__Given information__:
***
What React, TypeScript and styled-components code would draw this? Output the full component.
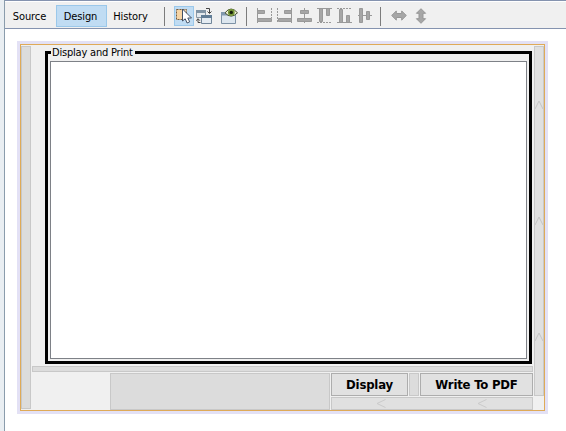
import React from "react";
import styled, { createGlobalStyle } from "styled-components";

const GlobalStyle = createGlobalStyle`
  * { box-sizing: border-box; }
  body { margin: 0; background: #fff; overflow: hidden; }
`;

const Window = styled.div`
  display: flex;
  width: 566px;
  height: 431px;
  background: #e9eef2;
  padding-left: 4px;
  font-family: "DejaVu Sans Condensed", "DejaVu Sans", sans-serif;
  font-stretch: condensed;
  font-size: 11px;
  color: #000;
`;

const Editor = styled.main`
  flex: 1;
  display: flex;
  flex-direction: column;
  background: #fff;
  border-left: 1px solid #8a9cac;
`;

const Toolbar = styled.header`
  display: flex;
  align-items: center;
  height: 29px;
  background: #f0f0f0;
  border-top: 1px solid #8593af;
  border-bottom: 1px solid #8593af;
  box-shadow: inset 0 1px #fff;
  padding-top: 3px;
`;

const ViewTab = styled.button<{ $width: number; $active?: boolean }>`
  width: ${(p) => p.$width}px;
  height: 22px;
  padding: 1px 2px 0 0;
  border: 1px solid ${(p) => (p.$active ? "#9bc8ea" : "transparent")};
  background: ${(p) => (p.$active ? "#c0dcf3" : "transparent")};
  font: inherit;
  letter-spacing: -0.1px;
  color: inherit;
  white-space: nowrap;
`;

const Separator = styled.div<{ $before: number; $after: number }>`
  width: 1px;
  height: 19px;
  margin: 1px ${(p) => p.$after}px 0 ${(p) => p.$before}px;
  background: #7c7c7c;
`;

const Tool = styled.div<{ $width: number; $active?: boolean }>`
  display: flex;
  justify-content: center;
  align-items: center;
  width: ${(p) => p.$width}px;
  height: 20px;
  ${(p) => p.$active && "background: #c0dcf3; border: 1px solid #9bc8ea;"}
  svg { display: block; flex: none; }
`;

const Selection = styled.section`
  width: 531px;
  height: 373px;
  margin: 12px 0 0 12px;
  padding: 3px;
  background: #e3e1f5;
`;

const Form = styled.div`
  display: grid;
  grid-template-columns: 10px 503px 10px;
  width: 525px;
  height: 367px;
  padding-top: 1px;
  border: 1px solid #dfaa57;
  background: #f0f0f0;
`;

const Gap = styled.div<{ $height?: number }>`
  height: ${(p) => (p.$height ? `${p.$height}px` : "auto")};
  background: #dcdcdc;
  border: 1px solid #c8c8c8;
`;

const Spring = styled(Gap)`
  display: flex;
  flex-direction: column;
  align-items: center;
  background: #e0e0e0;
  padding-top: 53px;
  gap: 106px;
  svg { display: block; flex: none; }
`;

const Body = styled.div`
  width: 501px;
  margin-left: 1px;
  display: flex;
  flex-direction: column;
`;

const Group = styled.fieldset`
  width: 487px;
  height: 319px;
  min-width: 0;
  margin: -1px 0 2px 13px;
  padding: 0 2px 2px;
  border: 3px solid #000;
  display: flex;
`;

const GroupTitle = styled.legend`
  height: 15px;
  margin-left: 1px;
  padding: 0 2px 0 1px;
  line-height: 15px;
  letter-spacing: -0.2px;
  white-space: nowrap;
`;

const Canvas = styled.div`
  flex: 1;
  height: 298px;
  margin-top: 1px;
  background: #fff;
  border: 1px solid #7e8187;
`;

const Footer = styled.div`
  display: grid;
  grid-template-columns: 220px 202px;
  column-gap: 1px;
  margin: 1px 0 0 78px;
  height: 37px;
`;

const Actions = styled.div`
  display: flex;
  flex-direction: column;
  gap: 1px;
`;

const ButtonRow = styled.div`
  display: grid;
  grid-template-columns: 77px 10px 113px;
  column-gap: 1px;
  height: 23px;
`;

const ActionButton = styled.button`
  padding: 0;
  border: 1px solid #adadad;
  background: #e1e1e1;
  color: #000;
  font: bold 13px "DejaVu Sans Condensed", "DejaVu Sans", sans-serif;
  font-stretch: condensed;
  letter-spacing: -0.2px;
  white-space: nowrap;
`;

const WideSpring = styled(Gap)`
  display: flex;
  align-items: center;
  height: 13px;
  padding-left: 44px;
  gap: 91px;
  background: #e0e0e0;
`;

const ChevronUp = () => (
  <svg width="8" height="10" viewBox="0 0 8 10" fill="none" stroke="#c4c4c4">
    <path d="M0 9L4 1L8 9" />
  </svg>
);
const ChevronLeft = () => (
  <svg width="10" height="9" viewBox="0 0 10 9" fill="none" stroke="#cacaca">
    <path d="M9.5 .5L1 4.5L9.5 8.5" />
  </svg>
);

const SelectIcon = () => (
  <svg width="18" height="18" viewBox="0 0 18 18">
    <path d="M1.5 2.5H11.5V12.5H1.5Z" fill="#f6d4a4" stroke="#795c3c" strokeDasharray="2 1" />
    <path d="M7.5 2V14L10.2 11.8L12.1 16L14.7 14.8L12.8 11H16.5Z" fill="#fff" stroke="#445267" />
  </svg>
);
const ConnectIcon = () => (
  <svg width="16" height="16" viewBox="0 0 16 16">
    <path d="M.5 2.5H9.5V9.5H.5Z" fill="#e4e9ed" stroke="#8a99a6" />
    <path d="M0 2H10V5H0Z" fill="#8093a4" />
    <path d="M5.5 7.5H15.5V15.5H5.5Z" fill="#e4ebf2" stroke="#71869a" />
    <path d="M5 7H16V10H5Z" fill="#617d96" />
    <path d="M10 .5H13.5V5M11.5 3.5L13.5 5.5L15.5 3.5M4.5 14.5H2V11M.3 12.7L2 10.7L3.9 12.7" fill="none" stroke="#444" />
  </svg>
);
const PreviewIcon = () => (
  <svg width="17" height="16" viewBox="0 0 17 16">
    <path d="M.5 4.5H14.5V15.5H.5Z" fill="#dce6ef" stroke="#7d92a6" />
    <path d="M0 4H15V7.5H0Z" fill="#8199ae" />
    <path d="M4 4.8Q10 -2.8 16.5 4.8Q10 11.5 4 4.8Z" fill="#f2f4dc" stroke="#46502f" />
    <circle cx="10.3" cy="4.4" r="3.4" fill="#749637" />
    <circle cx="10.3" cy="4.4" r="1.7" fill="#151c0b" />
  </svg>
);

const bars: Record<string, { fill: string; dash?: string; line?: string }> = {
  left: { fill: "M.5 2.5H7.5V5.5H.5ZM.5 10.5H14.5V13.5H.5Z", line: "M.5 0V15", dash: "M14.5 0V10" },
  right: { fill: "M7.5 2.5H14.5V5.5H7.5ZM1.5 10.5H14.5V13.5H1.5Z", line: "M14.5 0V15", dash: "M.5 0V15" },
  center: { fill: "M3.5 2.5H11.5V5.5H3.5ZM.5 10.5H14.5V13.5H.5Z", line: "M7.5 0V15" },
  top: { fill: "M2.5 .5H5.5V13.5H2.5ZM9.5 .5H12.5V7.5H9.5Z", line: "M0 .5H15", dash: "M0 14.5H15" },
  bottom: { fill: "M2.5 1.5H5.5V14.5H2.5ZM9.5 7.5H12.5V14.5H9.5Z", line: "M0 14.5H15", dash: "M0 .5H15" },
  middle: { fill: "M2.5 .5H5.5V14.5H2.5ZM9.5 3.5H12.5V11.5H9.5Z", line: "M1 7.5H15" },
};

const AlignIcon = ({ kind }: { kind: string }) => {
  const b = bars[kind];
  return (
    <svg width="16" height="16" viewBox="0 0 16 16" fill="none" stroke="#999">
      <path d={b.line} />
      <path d={b.fill} fill="#a6a6a6" />
      {b.dash && <path d={b.dash} strokeDasharray="2 1" />}
    </svg>
  );
};

const ResizeIcon = ({ vertical }: { vertical?: boolean }) => (
  <svg width="16" height="16" viewBox="0 0 16 16">
    <path
      d="M.7 7.5L5.3 2.9V5.5H10.7V2.9L15.3 7.5L10.7 12.1V9.5H5.3V12.1Z"
      fill="#a6a6a6"
      stroke="#979797"
      transform={vertical ? "rotate(90 7.75 7.75)" : undefined}
    />
  </svg>
);

export default function App() {
  return (
    <>
      <GlobalStyle />
      <Window>
        <Editor>
          <Toolbar>
            <ViewTab $width={51}>Source</ViewTab>
            <ViewTab $width={51} $active>Design</ViewTab>
            <ViewTab $width={49}>History</ViewTab>
            <Separator $before={8} $after={9} />
            <Tool $width={20} $active><SelectIcon /></Tool>
            <Tool $width={20}><ConnectIcon /></Tool>
            <Tool $width={31}><PreviewIcon /></Tool>
            <Separator $before={1} $after={8} />
            {Object.keys(bars).map((kind) => (
              <Tool key={kind} $width={20}><AlignIcon kind={kind} /></Tool>
            ))}
            <Separator $before={5} $after={6} />
            <Tool $width={23}><ResizeIcon /></Tool>
            <Tool $width={22}><ResizeIcon vertical /></Tool>
          </Toolbar>
          <Selection>
            <Form>
              <Gap $height={363} />
              <Body>
                <Group>
                  <GroupTitle>Display and Print</GroupTitle>
                  <Canvas />
                </Group>
                <Gap $height={6} />
                <Footer>
                  <Gap />
                  <Actions>
                    <ButtonRow>
                      <ActionButton>Display</ActionButton>
                      <Gap />
                      <ActionButton>Write To PDF</ActionButton>
                    </ButtonRow>
                    <WideSpring><ChevronLeft /><ChevronLeft /></WideSpring>
                  </Actions>
                </Footer>
              </Body>
              <Spring $height={350}><ChevronUp /><ChevronUp /><ChevronUp /></Spring>
            </Form>
          </Selection>
        </Editor>
      </Window>
    </>
  );
}
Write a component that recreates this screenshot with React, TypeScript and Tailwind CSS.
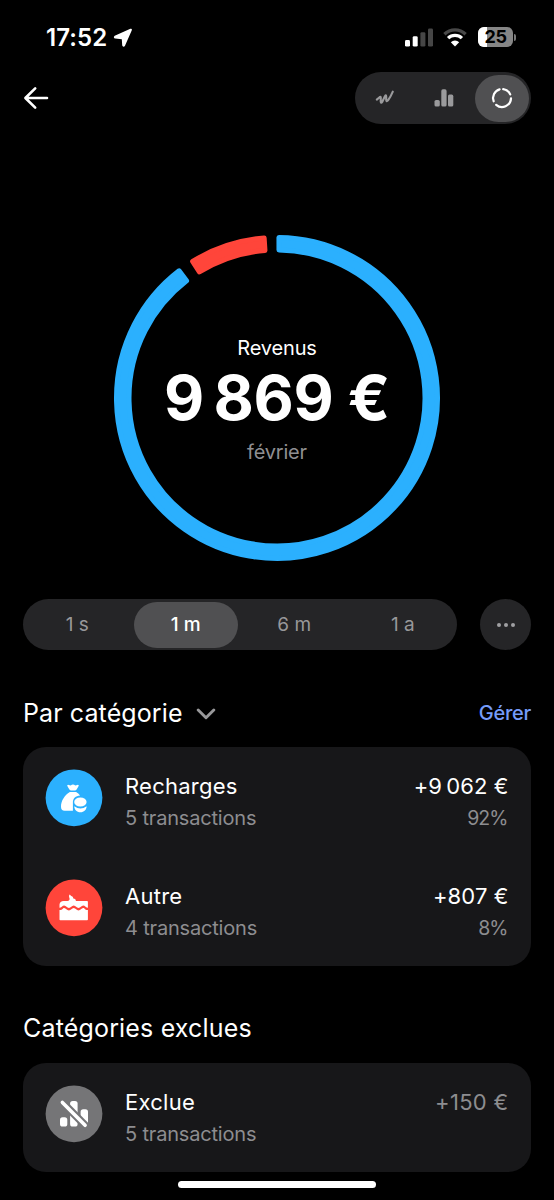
import type { ReactNode } from 'react'

const CX = 164
const CY = 164

function point(radius: number, degrees: number) {
  const a = (degrees * Math.PI) / 180
  return `${(CX + radius * Math.sin(a)).toFixed(2)} ${(CY - radius * Math.cos(a)).toFixed(2)}`
}

/* Ring segment, inset by the width of its rounded outline. */
function Segment({ from, to, color }: { from: number; to: number; color: string }) {
  const inset = 2.5
  const outer = 163 - inset
  const inner = 145.5 + inset
  const o = (inset / outer) * (180 / Math.PI)
  const i = (inset / inner) * (180 / Math.PI)
  const large = to - from > 180 ? 1 : 0
  const d = `M${point(outer, from + o)} A${outer} ${outer} 0 ${large} 1 ${point(outer, to - o)} L${point(inner, to - i)} A${inner} ${inner} 0 ${large} 0 ${point(inner, from + i)} Z`
  return <path d={d} fill={color} stroke={color} strokeWidth={inset * 2} strokeLinejoin="round" />
}

function StatusBar() {
  return (
    <div className="flex h-[72px] shrink-0 items-start justify-between pl-[46px] pr-[37px] pt-[22px]">
      <div className="flex items-center">
        <span className="w-[67px] pt-px text-[24px] leading-[30px] font-semibold tracking-[0.1px]">17:52</span>
        <svg width="20" height="20" viewBox="0 0 20 20">
          <path d="M17.8 1.8 2.2 8.8Q1.6 9.3 2.4 9.5L8.9 10.1Q9.8 10.2 9.9 11.1L10.3 17.2Q10.5 18 11 17.3Z" fill="white" stroke="white" strokeWidth="2.2" strokeLinejoin="round" />
        </svg>
      </div>
      <div className="flex items-center pt-[5px]">
        <svg width="28" height="19" viewBox="0 0 28 19">
          <rect x="0" y="12" width="5" height="6.6" rx="1.4" fill="white" />
          <rect x="7.7" y="8.2" width="5" height="10.4" rx="1.4" fill="white" />
          <rect x="15.4" y="4.2" width="5" height="14.4" rx="1.4" fill="#464646" />
          <rect x="23" y="0.6" width="5" height="18" rx="1.4" fill="#464646" />
        </svg>
        <svg width="24" height="19" viewBox="0 0 24 19" className="ml-[10px]" fill="none">
          <path d="M1.4 6.2A15.2 15.2 0 0 1 22.6 6.2" stroke="#484848" strokeWidth="3.3" />
          <path d="M5.1 10.2A9.8 9.8 0 0 1 18.9 10.2" stroke="white" strokeWidth="3.3" />
          <path d="M12 18.5 7.8 14.2A6 6 0 0 1 16.2 14.2Z" fill="white" />
        </svg>
        <div className="relative ml-[11px] flex h-[20px] w-[35px] items-center justify-center overflow-hidden rounded-[6px] bg-[#868686]">
          <span className="absolute inset-y-0 left-0 w-[9px] bg-white" />
          <span className="relative text-[18px] leading-[20px] font-bold tracking-[-0.3px] text-black">25</span>
        </div>
        <span className="ml-[1px] mr-px h-[7px] w-[2px] rounded-r-full bg-[#7a7a7a]" />
      </div>
    </div>
  )
}

function Toolbar() {
  return (
    <div className="flex h-[52px] shrink-0 items-center justify-between px-[23px]">
      <svg width="26" height="24" viewBox="0 0 26 24" fill="none" stroke="white" strokeWidth="2.6" strokeLinecap="round" strokeLinejoin="round">
        <path d="M24 12H2.6M12.2 2.3 2.4 12 12.2 21.7" />
      </svg>
      <div className="flex h-[52px] w-[176px] items-center rounded-full bg-[#252527] p-[2.5px]">
        <div className="flex flex-1 justify-center">
          <svg width="20" height="16" viewBox="0 0 20 16" fill="none" stroke="#9a9a9c" strokeWidth="2.1" strokeLinecap="round" strokeLinejoin="round" className="-ml-[4px]">
            <path d="M1.8 9.6 4.6 7.2Q5.9 6.2 5.8 8L5.7 11.6Q6 13.8 7.2 12L9.9 6.3Q11.2 4.3 11.2 6.6V9.8Q11.4 12.2 13 10.4 15.6 6.8 17.8 1.6" />
          </svg>
        </div>
        <div className="flex flex-1 justify-center">
          <svg width="20" height="18" viewBox="0 0 20 18" fill="#9a9a9c" className="-ml-[3px]">
            <rect x="0.5" y="11" width="5.3" height="6.6" rx="1.6" />
            <rect x="7.3" y="0.3" width="5.3" height="17.3" rx="1.6" />
            <rect x="14" y="5.6" width="5.3" height="12" rx="1.6" />
          </svg>
        </div>
        <div className="flex h-[47px] w-[54px] items-center justify-center rounded-full bg-[#505052]">
          <svg width="22" height="22" viewBox="0 0 22 22" fill="none" stroke="white" strokeWidth="2.2" strokeLinecap="round">
            <path d="M12.2 2.1A9 9 0 0 1 19.2 7.4" />
            <path d="M20 11.4A9 9 0 0 1 5.2 17.8" />
            <path d="M2.7 14.3A9 9 0 0 1 8.6 2.4" />
          </svg>
        </div>
      </div>
    </div>
  )
}

function Donut() {
  return (
    <div className="mx-auto mt-[109.5px] grid h-[328px] w-[328px] shrink-0 place-items-center">
      <svg width="328" height="328" viewBox="0 0 328 328" className="col-start-1 row-start-1">
        <Segment from={-0.2} to={323.3} color="#2bb0fe" />
        <Segment from={327.4} to={356.3} color="#ff453a" />
      </svg>
      <div className="col-start-1 row-start-1 flex flex-col items-center pt-[5px] whitespace-nowrap">
        <span className="text-[20px] leading-[26px] tracking-[-0.15px]">Revenus</span>
        <span className="text-[62px] leading-[74px] font-bold tracking-[-0.3px]">9&#8201;869 €</span>
        <span className="mt-[3px] text-[20px] leading-[28px] tracking-[-0.2px] text-[#8f8f92]">février</span>
      </div>
    </div>
  )
}

function RangePicker() {
  const options = ['1 s', '1 m', '6 m', '1 a']
  return (
    <div className="mt-[37.5px] flex h-[51px] shrink-0 justify-between px-[23px]">
      <div className="grid w-[434px] grid-cols-4 gap-[5px] rounded-full bg-[#252527] p-[2.5px] text-[19px] text-[#98989a]">
        {options.map((label) => (
          <div
            key={label}
            className={
              label === '1 m'
                ? 'flex items-center justify-center rounded-full bg-[#505052] pt-[2px] font-medium text-white'
                : 'flex items-center justify-center pt-[2px]'
            }
          >
            {label}
          </div>
        ))}
      </div>
      <div className="flex w-[51px] items-center justify-center gap-[3px] rounded-full bg-[#252527]">
        <span className="size-[4px] rounded-full bg-[#a0a0a2]" />
        <span className="size-[4px] rounded-full bg-[#a0a0a2]" />
        <span className="size-[4px] rounded-full bg-[#a0a0a2]" />
      </div>
    </div>
  )
}

type RowProps = {
  icon: ReactNode
  title: string
  count: string
  amount: string
  share?: string
  muted?: boolean
}

function Row({ icon, title, count, amount, share, muted }: RowProps) {
  return (
    <div className="flex h-[109.5px] items-start pl-[22px] pr-[22.5px] pt-[22px]">
      {icon}
      <div className="ml-[22px] flex flex-1 flex-col pt-[2px]">
        <span className="text-[22px] leading-[30px] tracking-[0.25px]">{title}</span>
        <span className="mt-[2px] text-[20px] leading-[30px] tracking-[-0.18px] text-[#8d8d90]">{count}</span>
      </div>
      <div className="flex flex-col items-end pt-[2px]">
        <span className={muted ? 'text-[22px] leading-[30px] tracking-[0.3px] text-[#8d8d90]' : 'text-[22px] leading-[30px] tracking-[0.1px]'}>{amount}</span>
        {share && <span className="mt-[2px] mr-[0.9px] text-[19.5px] leading-[30px] tracking-[-0.9px] text-[#8d8d90]">{share}</span>}
      </div>
    </div>
  )
}

function MoneyBag() {
  return (
    <svg width="58" height="58" viewBox="0 0 58 58" fill="white" className="shrink-0">
      <circle cx="29" cy="28.8" r="28.4" fill="#2bb0fe" />
      <path d="M22.9 18.1Q21.3 15.6 23.7 15.9L25.7 16.5Q28 14.5 30.3 16.5L32.3 15.9Q34.7 15.6 33.1 18.1L31.6 20.6Q31.2 21.4 30.2 21.4H25.8Q24.8 21.4 24.4 20.6Z" />
      <path d="M24.9 22.9H31.1C32.7 23.8 34 24.9 35.1 26.4 30.6 26.7 27.9 29.4 27.9 33.4V41.7H19.6Q16 41.7 16 37.7C16 31.8 19.5 26.1 24.9 22.9Z" />
      <ellipse cx="35.4" cy="33" rx="6.2" ry="4.6" />
      <path d="M29.3 37.2Q35.4 41.9 41.6 37.2C41.7 40.6 38.9 43.2 35.4 43.2S29.2 40.6 29.3 37.2Z" />
    </svg>
  )
}

function Cake() {
  return (
    <svg width="58" height="58" viewBox="0 0 58 58" fill="white" className="shrink-0">
      <circle cx="29" cy="28.8" r="28.4" fill="#ff453a" />
      <g transform="translate(13.7 15)">
        <path d="M.8 13.7V10.6Q1.2 7.2 5 7.1H8.6C10.6 6.6 11.2 5.4 10.8 4.2 10.1 2.7 10.1 1.2 11.2.6 11.8 2.5 14.6 2 14.6 4.6 16.4 4.6 17.2 5.5 17.2 7.1H28.4Q29.2 7.1 29.2 7.9V13.7C26.9 14 26.4 11.6 24.5 11.6S21.8 14 19.8 14 17 11.6 15 11.6 12.2 14 10.2 14 7.5 11.6 5.5 11.6 3.1 14 .8 13.7Z" />
        <path d="M.8 16C4 16.2 3.8 13.9 5.5 13.9S8 16.4 10.2 16.4 13 13.9 15 13.9 17.8 16.4 19.8 16.4 22.7 13.9 24.5 13.9 26 16.2 29.2 16V25.4Q29.2 26.2 28.4 26.2H1.6Q.8 26.2 .8 25.4Z" />
      </g>
    </svg>
  )
}

function HiddenChart() {
  return (
    <svg width="58" height="58" viewBox="0 0 58 58" className="shrink-0">
      <circle cx="29" cy="28.8" r="28.4" fill="#757577" />
      <g fill="white">
        <rect x="15" y="32.3" width="7.3" height="9.2" rx="2.6" />
        <rect x="25.1" y="15.9" width="7.5" height="25.6" rx="2.6" />
        <rect x="35.6" y="24.3" width="7.4" height="17.2" rx="2.6" />
      </g>
      <path d="M14.8 14.8 42.6 42.8" stroke="#757577" strokeWidth="7.6" />
      <path d="M17.4 17.4 40.1 40.3" stroke="white" strokeWidth="3.6" strokeLinecap="round" />
    </svg>
  )
}

export default function App() {
  return (
    <div className="flex h-[1200px] w-[554px] flex-col overflow-hidden bg-black font-['Inter',sans-serif] text-white">
      <StatusBar />
      <Toolbar />
      <Donut />
      <RangePicker />
      <div className="mt-[45px] flex h-[36px] shrink-0 items-center px-[23px]">
        <h2 className="text-[25px] leading-[36px] tracking-[0.1px]">Par catégorie</h2>
        <svg width="20" height="12" viewBox="0 0 20 12" fill="none" stroke="#98989a" strokeWidth="2.9" strokeLinecap="round" strokeLinejoin="round" className="ml-[13px] mt-[2px]">
          <path d="M2.2 2 10 9.7 17.8 2" />
        </svg>
        <span className="ml-auto text-[20px] font-medium tracking-[-0.25px] text-[#759cf9]">Gérer</span>
      </div>
      <div className="mx-[23px] mt-[16px] h-[219px] shrink-0 rounded-[23px] bg-[#171719]">
        <Row icon={<MoneyBag />} title="Recharges" count="5 transactions" amount={'+9\u2009062 €'} share="92%" />
        <Row icon={<Cake />} title="Autre" count="4 transactions" amount="+807 €" share="8%" />
      </div>
      <h2 className="mt-[44px] shrink-0 px-[23px] text-[25px] leading-[36px] tracking-[0.17px]">Catégories exclues</h2>
      <div className="mx-[23px] mt-[16.7px] h-[109px] shrink-0 rounded-[23px] bg-[#171719]">
        <Row icon={<HiddenChart />} title="Exclue" count="5 transactions" amount="+150 €" muted />
      </div>
      <div className="mx-auto mt-[9.5px] h-[7px] w-[198px] shrink-0 rounded-full bg-white" />
    </div>
  )
}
***
__Exercise requirements__: Identify the lines that hold the word "Write". Copy every one of them.

__Expected output__:
                      <ActionButton>Write To PDF</ActionButton>
Write a component that recreates this screenshot with React, TypeScript and Tailwind CSS.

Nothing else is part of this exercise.